Еще больше выпученные от водки, глаза его сделались значительными. Он выдвинул вперед подбородок и чуть не достал нижней губой кончика носа.
— Сейчас я вам открою государственную тайну. Сева, у меня в зубе передатчик. Я постоянно что-то передаю. А приемник, знаешь, где находится приемник?
— Наверное в заднице. — Предполагает дядя Сева, продолжая жевать.
— Нет. В органах. — Отвечает Йося.
— На тебе, я думал сзади, а он у него спереди. — Огорченно смотрит на нас дядя Сева. Йося его не слышит.
— В органах КГБ, — продолжает он очень серьезно. — Там постоянно знают не только то, о чем я говорю, там фиксируют все, о чем я думаю. У меня вот в этом самом зубе, — он открыл рот так широко, что туда могла запросто залететь чайка, и показал зуб с металлической пломбой, — находится мощнейший передатчик мыслей. Они уже это тоже умеют. Вы при посторонних боитесь кое о чем говорить. Я думать боюсь. Сева. Ну, как тебе это нравится?

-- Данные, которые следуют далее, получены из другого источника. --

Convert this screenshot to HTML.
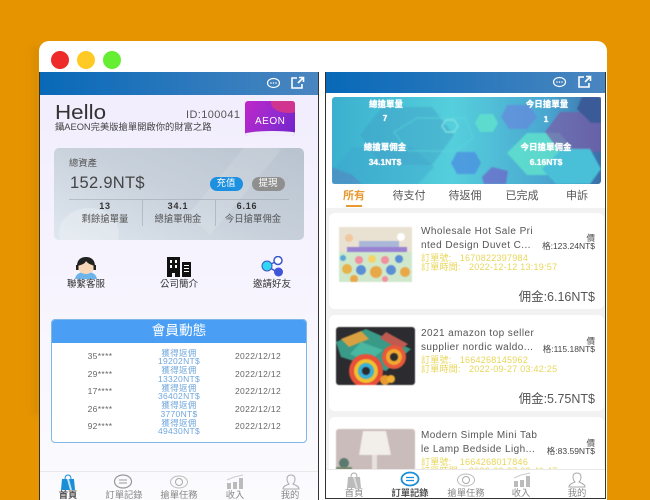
<!DOCTYPE html>
<html><head><meta charset="utf-8"><style>
html,body{margin:0;padding:0;width:650px;height:500px;overflow:hidden}
body{position:relative;background:#e69500;font-family:"Liberation Sans","Noto Sans CJK TC",sans-serif;color:#333}
div,svg{position:absolute}
#w{left:0;top:0;width:650px;height:500px;overflow:hidden;filter:blur(.35px)}
.t{position:absolute;white-space:nowrap;line-height:12px;height:12px}
.c{transform:translateX(-50%)}
.r{transform:translateX(-100%)}
.y{color:#e8d65a;font-size:9px;letter-spacing:.25px}
.o{color:#555;font-size:10px;letter-spacing:.42px}
.p{color:#444;font-size:8.5px}
.m{color:#555;font-size:12.5px}
.gr{color:#666;font-size:8.5px;letter-spacing:.35px}
.bl{color:#6fa6dc;font-size:8.5px;letter-spacing:.3px}
.w{color:#fff;font-weight:bold;font-size:8.5px;text-shadow:0 0 1px #fff}
.card{left:3px;width:275px;background:#fff;border-radius:6px}
</style></head><body><div id="w">
<div style="left:32px;top:45px;width:8px;height:370px;background:#d98d00;filter:blur(3px)"></div>
<div style="left:39px;top:41px;width:568px;height:459px;background:#fff;border-radius:10px 10px 0 0"></div>
<div style="left:51px;top:51px;width:18px;height:18px;border-radius:50%;background:#ee2a2a"></div>
<div style="left:77px;top:51px;width:18px;height:18px;border-radius:50%;background:#ffc926"></div>
<div style="left:103px;top:51px;width:18px;height:18px;border-radius:50%;background:#66ee33"></div>

<!-- LEFT PHONE -->
<div style="left:39px;top:72px;width:280px;height:428px;background:linear-gradient(#f1edfd,#f6f3fe 45%,#fbfbfe 100%);overflow:hidden;border-left:1px solid #333;border-right:1px solid #333;box-sizing:border-box">
<div style="left:0;top:0;width:280px;height:23px;background:linear-gradient(90deg,#0869b8,#4a86c0)"></div>
</div>
<svg style="left:266px;top:76px" width="16" height="14" viewBox="0 0 16 14"><ellipse cx="7.500" cy="7" rx="6" ry="4.500" fill="none" stroke="#fff" stroke-width="1.200"/><circle cx="5" cy="7" r=".8" fill="#fff"/><circle cx="7.500" cy="7" r=".8" fill="#fff"/><circle cx="10" cy="7" r=".8" fill="#fff"/></svg>
<svg style="left:290px;top:76px" width="15" height="14" viewBox="0 0 15 14"><path d="M7 2H2v10h10V8M8 7l5-5M9 1.500h4.500V6" fill="none" stroke="#fff" stroke-width="1.600"/></svg>

<span class="t" style="left:55px;top:106px;font-size:20px;line-height:14px;color:#333;transform:scaleX(1.12);transform-origin:left center">Hello</span>
<span class="t" style="left:186px;top:109px;font-size:11px;color:#555;letter-spacing:.4px">ID:100041</span>
<span class="t" style="left:55px;top:121px;font-size:9.3px;color:#444">鑷AEON完美版搶單開啟你的財富之路</span>
<div style="left:245px;top:101px;width:50px;height:35px;border-radius:3px;background:linear-gradient(120deg,#c027c8,#8f2bd0 60%,#6e22c8);overflow:hidden">
<div style="left:26px;top:-8px;width:36px;height:20px;border-radius:50%;background:#d0348e"></div>
<div style="left:-5px;top:30px;width:65px;height:10px;background:#f1edfd;border-radius:50%"></div>
<span class="t" style="left:10px;top:15px;color:#fff;font-size:10px;letter-spacing:.5px">AEON</span>
</div>

<div style="left:54px;top:148px;width:250px;height:92px;border-radius:5px;background:linear-gradient(25deg,#dfe7ef,#c8d1db 50%,#b9c3cf);overflow:hidden">
<div style="left:165px;top:-20px;width:30px;height:110px;background:rgba(255,255,255,.12);transform:rotate(40deg)"></div>
<div style="left:5px;top:60px;width:60px;height:50px;border-radius:50%;background:rgba(255,255,255,.25)"></div>
<div style="left:15px;top:51px;width:220px;height:1px;background:rgba(150,160,170,.5)"></div>
<div style="left:88px;top:52px;width:1px;height:26px;background:rgba(150,160,170,.5)"></div>
<div style="left:161px;top:52px;width:1px;height:26px;background:rgba(150,160,170,.5)"></div>
</div>
<span class="t" style="left:69px;top:157px;font-size:9.300px;color:#555">總資產</span>
<span class="t" style="left:70px;top:177px;font-size:16.500px;color:#444;letter-spacing:.3px">152.9NT$</span>
<div style="left:210px;top:177px;width:33px;height:14px;border-radius:7px;background:#1e90e0"></div>
<span class="t c" style="left:226px;top:178px;font-size:9.500px;color:#fff">充值</span>
<div style="left:252px;top:177px;width:33px;height:14px;border-radius:7px;background:#8f8f8f"></div>
<span class="t c" style="left:268px;top:178px;font-size:9.500px;color:#fff">提現</span>
<span class="t c" style="left:105px;top:200px;font-size:9px;font-weight:bold;color:#333;letter-spacing:.8px">13</span>
<span class="t c" style="left:178px;top:200px;font-size:9px;font-weight:bold;color:#333;letter-spacing:.8px">34.1</span>
<span class="t c" style="left:247px;top:200px;font-size:9px;font-weight:bold;color:#333;letter-spacing:.8px">6.16</span>
<span class="t c" style="left:105px;top:213px;font-size:9.400px;color:#555">剩餘搶單量</span>
<span class="t c" style="left:178px;top:213px;font-size:9.400px;color:#555">總搶單佣金</span>
<span class="t c" style="left:253px;top:213px;font-size:9.400px;color:#555">今日搶單佣金</span>

<!-- icons row -->
<svg style="left:74px;top:256px" width="24" height="23" viewBox="0 0 24 23"><path d="M1 23c1-6 6-7 11-7s10 1 11 7z" fill="#6db4ea"/><ellipse cx="12" cy="11" rx="8" ry="7" fill="#f9d7b8"/><path d="M3 10C3 3 8 1 12 1s9 2 9 9c-3-1-7-2-9-5-1 3-5 4-9 5z" fill="#222"/><rect x="2" y="9" width="2.500" height="5" fill="#222"/><rect x="19.500" y="9" width="2.500" height="5" fill="#222"/></svg>
<svg style="left:167px;top:257px" width="24" height="20" viewBox="0 0 24 20"><path d="M0 0h13v20H8v-4H5v4H0z" fill="#111"/><path d="M15 5h9v15h-9z" fill="#111"/><path d="M3 3h2v3H3zM8 3h2v3H8zM3 8h2v3H3zM8 8h2v3H8zM17 8h5v1h-5zM17 11h5v1h-5zM17 14h5v1h-5z" fill="#fff"/></svg>
<svg style="left:260px;top:256px" width="24" height="22" viewBox="0 0 24 22"><path d="M17 5L7 10l10 6" stroke="#4455cc" stroke-width="1.500" fill="none"/><circle cx="7" cy="10" r="5" fill="#33d6ee" stroke="#3a55c8"/><circle cx="18" cy="4.500" r="4" fill="#fff" stroke="#3a55c8" stroke-width="1.500"/><circle cx="18.500" cy="16" r="4.500" fill="#3d55d6"/></svg>
<span class="t c" style="left:86px;top:279px;font-size:9.500px;color:#333">聯繫客服</span>
<span class="t c" style="left:179px;top:279px;font-size:9.500px;color:#333">公司簡介</span>
<span class="t c" style="left:272px;top:279px;font-size:9.500px;color:#333">邀請好友</span>

<!-- member card -->
<div style="left:51px;top:319px;width:256px;height:124px;border-radius:4px;background:#fff;border:1px solid #7fb8e6;box-sizing:border-box;overflow:hidden">
<div style="left:0;top:0;width:256px;height:23px;background:#4a9ff5"></div>
</div>
<span class="t c" style="left:179px;top:325px;font-size:13.700px;color:#fff">會員動態</span>
<span class="t c gr" style="left:100px;top:350px">35****</span><span class="t c bl" style="left:179px;top:347px">獲得返佣</span><span class="t c bl" style="left:179px;top:355px">19202NT$</span><span class="t c gr" style="left:258px;top:350px">2022/12/12</span>
<span class="t c gr" style="left:100px;top:368px">29****</span><span class="t c bl" style="left:179px;top:364px">獲得返佣</span><span class="t c bl" style="left:179px;top:373px">13320NT$</span><span class="t c gr" style="left:258px;top:368px">2022/12/12</span>
<span class="t c gr" style="left:100px;top:385px">17****</span><span class="t c bl" style="left:179px;top:382px">獲得返佣</span><span class="t c bl" style="left:179px;top:390px">36402NT$</span><span class="t c gr" style="left:258px;top:385px">2022/12/12</span>
<span class="t c gr" style="left:100px;top:403px">26****</span><span class="t c bl" style="left:179px;top:399px">獲得返佣</span><span class="t c bl" style="left:179px;top:408px">3770NT$</span><span class="t c gr" style="left:258px;top:403px">2022/12/12</span>
<span class="t c gr" style="left:100px;top:420px">92****</span><span class="t c bl" style="left:179px;top:417px">獲得返佣</span><span class="t c bl" style="left:179px;top:425px">49430NT$</span><span class="t c gr" style="left:258px;top:420px">2022/12/12</span>

<!-- left nav -->
<div style="left:40px;top:471px;width:278px;height:1px;background:#e8e8e8"></div>
<svg style="left:60px;top:474px" width="16" height="16" viewBox="0 0 16 16"><path d="M2 5h12l1 11H1z" fill="#1a8fd8"/><path d="M5 5c0-3 1-4 3-4s3 1 3 4" stroke="#1a8fd8" fill="none"/><path d="M7 5l3 11h2L9 5z" fill="#bfe3fa"/></svg>
<svg style="left:113px;top:474px" width="20" height="15" viewBox="0 0 20 15"><ellipse cx="10" cy="7.500" rx="8.500" ry="6.500" fill="none" stroke="#999" stroke-width="1.200"/><path d="M6 6h8M14 9H6" stroke="#999"/></svg>
<svg style="left:169px;top:475px" width="20" height="14" viewBox="0 0 20 14"><ellipse cx="10" cy="7" rx="8.500" ry="6" fill="none" stroke="#bbb"/><circle cx="10" cy="7" r="3.500" fill="none" stroke="#aaa"/></svg>
<svg style="left:226px;top:474px" width="18" height="15" viewBox="0 0 18 15"><path d="M1 9h4v6H1zM7 8h4v7H7zM13 4h4v11h-4z" fill="#bbb"/><path d="M1 6l7-3 9-2" stroke="#ccc" fill="none"/></svg>
<svg style="left:282px;top:474px" width="18" height="16" viewBox="0 0 18 16"><path d="M9 1c3 0 4 2 4 4s-1 4-2 5c2 1 6 2 6 5H1c0-3 4-4 6-5-1-1-2-3-2-5s1-4 4-4z" fill="none" stroke="#aaa"/></svg>
<span class="t c" style="left:68px;top:489px;font-size:9.300px;color:#555;font-weight:bold">首頁</span>
<span class="t c" style="left:124px;top:489px;font-size:9.300px;color:#888">訂單記錄</span>
<span class="t c" style="left:179px;top:489px;font-size:9.300px;color:#888">搶單任務</span>
<span class="t c" style="left:235px;top:489px;font-size:9.300px;color:#888">收入</span>
<span class="t c" style="left:290px;top:489px;font-size:9.300px;color:#888">我的</span>

<!-- RIGHT PHONE -->
<div style="left:325px;top:72px;width:281px;height:427px;background:#f2f2f2;overflow:hidden;box-sizing:border-box;border:1px solid #333;border-top:0">
<div style="left:0;top:0;width:280px;height:21px;background:linear-gradient(90deg,#0869b8,#4a86c0)"></div>
<div style="left:0;top:21px;width:280px;height:115px;background:#fff"></div>
<div class="card" style="top:141px;height:96px"></div>
<div class="card" style="top:243px;height:96px"></div>
<div class="card" style="top:345px;height:96px"></div>

<!-- images -->
<svg style="left:13px;top:155px;filter:blur(.6px)" width="73" height="55" viewBox="0 0 73 55">
<rect width="73" height="55" fill="#e9e2d2"/><rect x="20" y="14" width="40" height="7" fill="#a9b6d8"/><rect x="8" y="20" width="60" height="6" fill="#9a82d2"/>
<circle cx="10" cy="11" r="4" fill="#f0c8a0"/><circle cx="62" cy="10" r="4" fill="#fff"/>
<rect x="0" y="25" width="73" height="30" fill="#cfe8cc"/>
<circle cx="8" cy="42" r="5" fill="#e8b24a"/><circle cx="20" cy="33" r="4" fill="#f28fa0"/><circle cx="33" cy="32" r="4" fill="#f5d36a"/><circle cx="46" cy="33" r="4" fill="#f28fa0"/><circle cx="60" cy="32" r="4" fill="#5a8fd6"/><circle cx="22" cy="43" r="5" fill="#5a8fd6"/><circle cx="37" cy="45" r="6" fill="#e8a84a"/><circle cx="52" cy="43" r="5" fill="#5a8fd6"/><circle cx="66" cy="45" r="5" fill="#e8a84a"/><circle cx="15" cy="52" r="4" fill="#e8a84a"/><circle cx="46" cy="52" r="3" fill="#f28fa0"/><circle cx="4" cy="31" r="3" fill="#5aa8d6"/>
</svg>
<svg style="left:10px;top:255px;filter:blur(.5px)" width="79" height="58" viewBox="0 0 79 58"><rect width="79" height="58" rx="3" fill="#2c2c30"/>
<path d="M0 15L30 2l45 20-25 22L5 30z" fill="#3a9a88"/><path d="M5 12L25 4l8 8-20 8z" fill="#d8a040"/><path d="M50 5l22 12-8 6-20-12z" fill="#c05a50"/><path d="M25 15l22 8-15 12-18-8z" fill="#4ab8a0"/>
<circle cx="30" cy="44" r="17" fill="#e8503a"/><circle cx="30" cy="44" r="12" fill="#f0c030"/><circle cx="30" cy="44" r="8" fill="#3ab0d8"/><circle cx="30" cy="44" r="4" fill="#2c2c30"/>
<circle cx="58" cy="30" r="12" fill="#e8583a"/><circle cx="58" cy="30" r="8" fill="#f0a830"/><circle cx="58" cy="30" r="4" fill="#2c2c30"/>
<circle cx="49" cy="53" r="5" fill="#e89a30"/><circle cx="55" cy="52" r="4" fill="#f0b030"/></svg>
<svg style="left:10px;top:357px;filter:blur(.5px)" width="79" height="44" viewBox="0 0 79 44"><rect width="79" height="44" rx="3" fill="#c9bcba"/><path d="M27 2h23l5 24H23z" fill="#f2eeea"/><rect x="36" y="26" width="5" height="18" fill="#e8e2dc"/><circle cx="8" cy="34" r="5" fill="#5a7a70"/><rect x="0" y="38" width="16" height="6" fill="#7a8a70"/></svg>

<!-- banner -->
<svg style="left:6px;top:25px" width="269" height="87" viewBox="0 0 269 87">
<defs><linearGradient id="bg" x1="0" y1="0" x2="1" y2="0"><stop offset="0" stop-color="#3bb0cf"/><stop offset=".45" stop-color="#55cfdc"/><stop offset=".8" stop-color="#4aa6d0"/><stop offset="1" stop-color="#3a6ea8"/></linearGradient><filter id="s"><feGaussianBlur stdDeviation=".7"/></filter></defs>
<rect width="269" height="87" rx="3" fill="url(#bg)"/>
<g filter="url(#s)">
<path d="M50 10h50l22 28-22 30H50L28 38z" fill="#3f9cc4" opacity=".4"/>
<path d="M20 50h60l22 20-16 17H30L4 70z" fill="#3fa0cc" opacity=".35"/>
<path d="M195 36h32l18 20-18 22h-32l-20-22z" fill="#5fe0cc" opacity=".85"/>
<path d="M228 15h36l5 10v30l-41 0-15-20z" fill="#7a5ca8" opacity=".7"/>
<path d="M230 52h28l11 20-11 15h-34l-14-15z" fill="#48c0d8"/>
<path d="M250 0h19v26h-10l-14-14z" fill="#3a5a98"/>
<path d="M150 80l10-10 16 4-2 13h-22z" fill="#7060c8" opacity=".7"/>
<path d="M0 70l20 8 10 9H0z" fill="#5a70b8" opacity=".45"/>
<path d="M148 17h13l5 9-5 9h-13l-5-9z" fill="#5fe0cc" opacity=".85"/>
<path d="M114 23l8 0 4 6-4 6-8 0-4-6z" fill="none" stroke="#8fe8e8"/>
<path d="M125 55h18l6 11-6 11h-18l-6-11z" fill="#4a90e0" opacity=".8"/>
<path d="M85 21h48l8 20-18 13H76L62 35z" fill="none" stroke="#5fe0e0" opacity=".5"/>
<path d="M175 8h22l8 12-10 12h-18l-8-12z" fill="#6a80e0" opacity=".6"/>
</g>
</svg>
<span class="t c w" style="left:60px;top:26px">總搶單量</span>
<span class="t c w" style="left:59px;top:40px">7</span>
<span class="t c w" style="left:221px;top:26px">今日搶單量</span>
<span class="t c w" style="left:220px;top:41px">1</span>
<span class="t c w" style="left:59px;top:69px">總搶單佣金</span>
<span class="t c w" style="left:59px;top:84px">34.1NT$</span>
<span class="t c w" style="left:220px;top:69px">今日搶單佣金</span>
<span class="t c w" style="left:220px;top:84px">6.16NT$</span>

<!-- tabs -->
<span class="t c" style="left:28px;top:118px;font-size:11px;color:#e69a30;font-weight:bold">所有</span>
<span class="t c" style="left:83px;top:118px;font-size:11px;color:#555">待支付</span>
<span class="t c" style="left:139px;top:118px;font-size:11px;color:#555">待返佣</span>
<span class="t c" style="left:196px;top:118px;font-size:11px;color:#555">已完成</span>
<span class="t c" style="left:251px;top:118px;font-size:11px;color:#555">申訴</span>
<div style="left:20px;top:133px;width:16px;height:2px;background:#e69a30"></div>

<!-- order 1 -->
<span class="t o" style="left:95px;top:154px">Wholesale Hot Sale Pri</span>
<span class="t o" style="left:95px;top:168px">nted Design Duvet C...</span>
<span class="t p r" style="left:269px;top:160px">價</span>
<span class="t p r" style="left:269px;top:168px">格:123.24NT$</span>
<span class="t y" style="left:95px;top:180px">訂單號:&nbsp; &nbsp;1670822397984</span>
<span class="t y" style="left:95px;top:189px">訂單時間:&nbsp; &nbsp;2022-12-12 13:19:57</span>
<span class="t m r" style="left:269px;top:219px">佣金:6.16NT$</span>
<!-- order 2 -->
<span class="t o" style="left:95px;top:256px">2021 amazon top seller</span>
<span class="t o" style="left:95px;top:270px">supplier nordic waldo...</span>
<span class="t p r" style="left:269px;top:263px">價</span>
<span class="t p r" style="left:269px;top:271px">格:115.18NT$</span>
<span class="t y" style="left:95px;top:282px">訂單號:&nbsp; &nbsp;1664268145962</span>
<span class="t y" style="left:95px;top:291px">訂單時間:&nbsp; &nbsp;2022-09-27 03:42:25</span>
<span class="t m r" style="left:269px;top:321px">佣金:5.75NT$</span>
<!-- order 3 -->
<span class="t o" style="left:95px;top:358px">Modern Simple Mini Tab</span>
<span class="t o" style="left:95px;top:372px">le Lamp Bedside Ligh...</span>
<span class="t p r" style="left:269px;top:365px">價</span>
<span class="t p r" style="left:269px;top:373px">格:83.59NT$</span>
<span class="t y" style="left:95px;top:384px">訂單號:&nbsp; &nbsp;1664268017846</span>
<span class="t y" style="left:95px;top:393px">訂單時間:&nbsp; &nbsp;2022-09-27 03:40:47</span>

<!-- nav -->
<div style="left:0;top:397px;width:280px;height:30px;background:#fff;border-top:1px solid #e8e8e8"></div>
<svg style="left:20px;top:400px" width="16" height="16" viewBox="0 0 16 16"><path d="M2 5h12l1 11H1z" fill="#bbb"/><path d="M5 5c0-3 1-4 3-4s3 1 3 4" stroke="#aaa" fill="none"/><path d="M7 5l3 11h2L9 5z" fill="#ddd"/></svg>
<svg style="left:74px;top:399px" width="20" height="16" viewBox="0 0 20 16"><ellipse cx="10" cy="8" rx="8.500" ry="6.500" fill="none" stroke="#1a8fd8" stroke-width="1.800"/><path d="M6 6.500h8M14 9.500H6" stroke="#1a8fd8" stroke-width="1.200"/></svg>
<svg style="left:130px;top:401px" width="20" height="14" viewBox="0 0 20 14"><ellipse cx="10" cy="7" rx="8.500" ry="6" fill="none" stroke="#bbb"/><circle cx="10" cy="7" r="3.500" fill="none" stroke="#aaa"/></svg>
<svg style="left:187px;top:400px" width="18" height="15" viewBox="0 0 18 15"><path d="M1 9h4v6H1zM7 8h4v7H7zM13 4h4v11h-4z" fill="#bbb"/><path d="M1 6l7-3 9-2" stroke="#ccc" fill="none"/></svg>
<svg style="left:242px;top:400px" width="18" height="16" viewBox="0 0 18 16"><path d="M9 1c3 0 4 2 4 4s-1 4-2 5c2 1 6 2 6 5H1c0-3 4-4 6-5-1-1-2-3-2-5s1-4 4-4z" fill="none" stroke="#aaa"/></svg>
<span class="t c" style="left:28px;top:415px;font-size:9.300px;color:#888">首頁</span>
<span class="t c" style="left:84px;top:415px;font-size:9.300px;color:#555;font-weight:bold">訂單記錄</span>
<span class="t c" style="left:140px;top:415px;font-size:9.300px;color:#888">搶單任務</span>
<span class="t c" style="left:195px;top:415px;font-size:9.300px;color:#888">收入</span>
<span class="t c" style="left:251px;top:415px;font-size:9.300px;color:#888">我的</span>
</div>
<svg style="left:552px;top:75px" width="16" height="14" viewBox="0 0 16 14"><ellipse cx="7.500" cy="7" rx="6" ry="4.500" fill="none" stroke="#fff" stroke-width="1.200"/><circle cx="5" cy="7" r=".8" fill="#fff"/><circle cx="7.500" cy="7" r=".8" fill="#fff"/><circle cx="10" cy="7" r=".8" fill="#fff"/></svg>
<svg style="left:577px;top:75px" width="15" height="14" viewBox="0 0 15 14"><path d="M7 2H2v10h10V8M8 7l5-5M9 1.500h4.500V6" fill="none" stroke="#fff" stroke-width="1.600"/></svg>
</div></body></html>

— Зачем им нужны твои мысли? — дядя Сева разлил в стаканы оставшуюся водку. — И вообще, откуда у тебя эта пломба?
— Я ремонтировал их поликлинику. Делал трафарет — серп, молот, звездочка, серп, молот, звездочка. Зубному врачу очень понравилось. «Йося, — говорит он, — у тебя хороший художественный вкус, богатое воображение и отлично развито классовое чутье. Молодец. Давай я тебе тоже что-нибудь хорошее сделаю. Как зубы? В порядке? А ну открой рот. Ай-ай-ай, какой кариес. Немедленно в кресло.»
Я, дурак, и обрадовался. Забыл, что у них под халатами полковничьи погоны. Открыл ему свою пасть, а он меня как давай сверлить. Насквозь продырявил. Я сразу засомневался, что все это делается в медицинских целях. Уж сильно странная появилась в зубе боль. Не постоянно болит, а как в азбуке морзе — точка, тире, тире, тире, точка. Ну, думаю, передают через мой зуб шифровку своим шпионам. Срочно потребовалась, а тут я подвернулся. Может быть, благодаря меня сейчас в Африке военный переворот совершается или в Корее самолет подбили.
А через несколько дней я начал замечать, что через мой зуб они решают не только международные дела, но занимаются и вопросами внутренней жизни страны. Стоит мне о ком-то нехорошо подумать, как он тут же исчезает. Ты понимаешь, Сева, куда он исчезает?
В пятницу подумал: сосед мой Дмитрий Дмитриевич живет не на одну зарплату. Откуда у его жены норковая шуба, если он всего лишь учитель пения? В пятницу подумал — а в понедельник его забрали.